His first order of business was ensuring that the Pandora station was ideal and he scored big points by selecting an obscure soul station. "I like vintage soul during the day," he said. I like it any time.

From there, he proceeded to try to lure me into loving the game, much like a good drug dealer seduces a wanna-be addict.

After choosing a cue, he instructed me on the importance of frequent chalk usage. Assuming a firm yet relaxed stance was a snap.

Getting the hang of the bridge would have been easier had I not had lotion on my hands, preventing my cue from sliding as smoothly as it should.

From there, I was schooled in the angling of shots, banking and draw shots. He even taught me high English shooting.

After I got my first ball in, his face lit up as much as mine. "There you go! That's the most beautiful sound in the world," he enthused.

From there, he'd tell me which ball to go for but it was up to me to figure out where I needed to hit the cue ball to make it so.

I have to say, it was a gloriously sunny afternoon and the door to the restaurant was propped open, bringing in wafts of warm air that would have made learning almost anything pleasurable, but after a while I was definitely feeling that pool buzz he had assured me I would.
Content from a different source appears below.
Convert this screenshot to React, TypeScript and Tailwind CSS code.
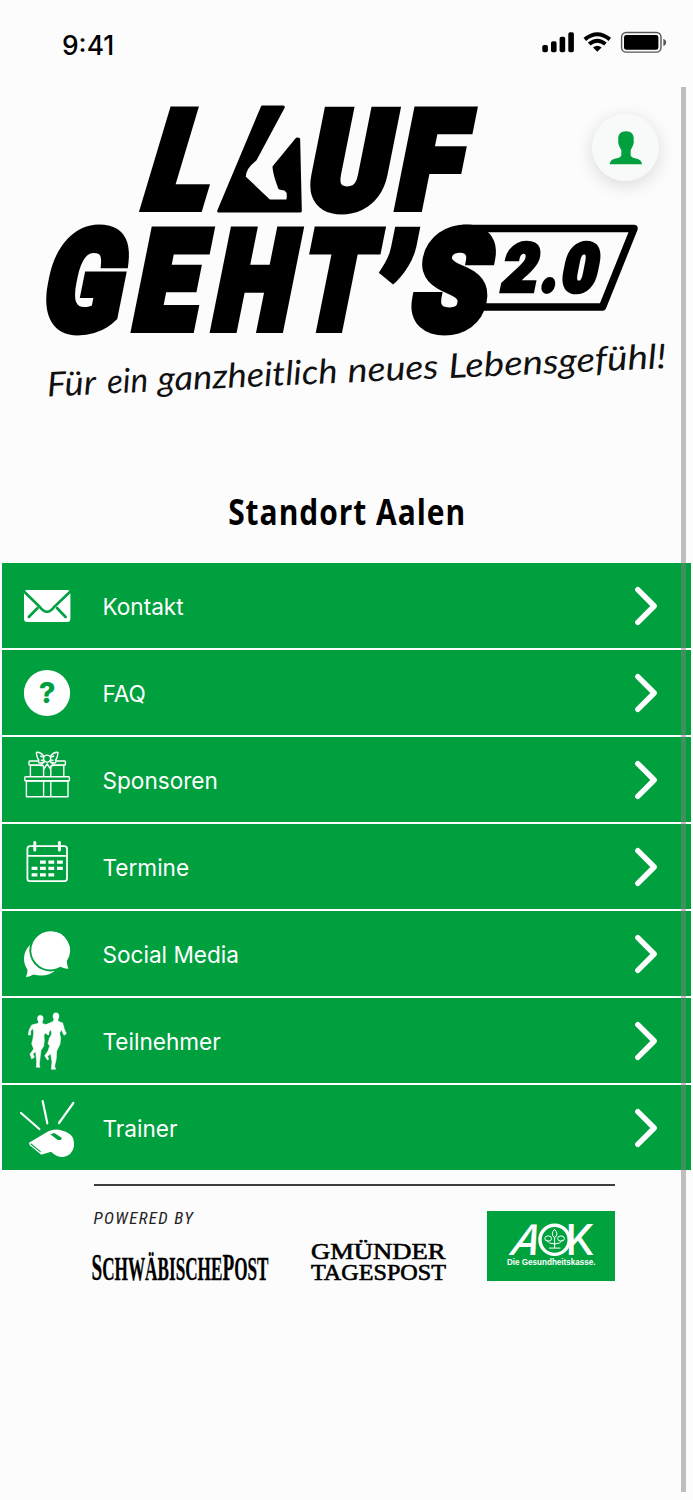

By far, my biggest challenge was figuring out the angles to hit a ball and send it anywhere other than the closest pocket, but I even got better at that after plenty of failures.

Chatting in between shots, I discovered my pool instructor was an avid art historian ("There was no good art after the 12th century") with a host of interesting passions beyond the game we were playing, despite trying to convince me he'd let pool consume his life.

After a while, he just stood back and watched me do my best to sink balls, providing supportive patter all the while. "That's it! Good shot! Tighten up on your bridge!" After I hit in two in a row, it was, "That's it, we're just shooting balls." And by "we," he meant me.

He also took me aside to give me what he called the most important advice of all. He said once I began playing out, men were going to try to show me how to improve my game. "They're going to have more bad habits than you will, so don't let them show you anything." Got it.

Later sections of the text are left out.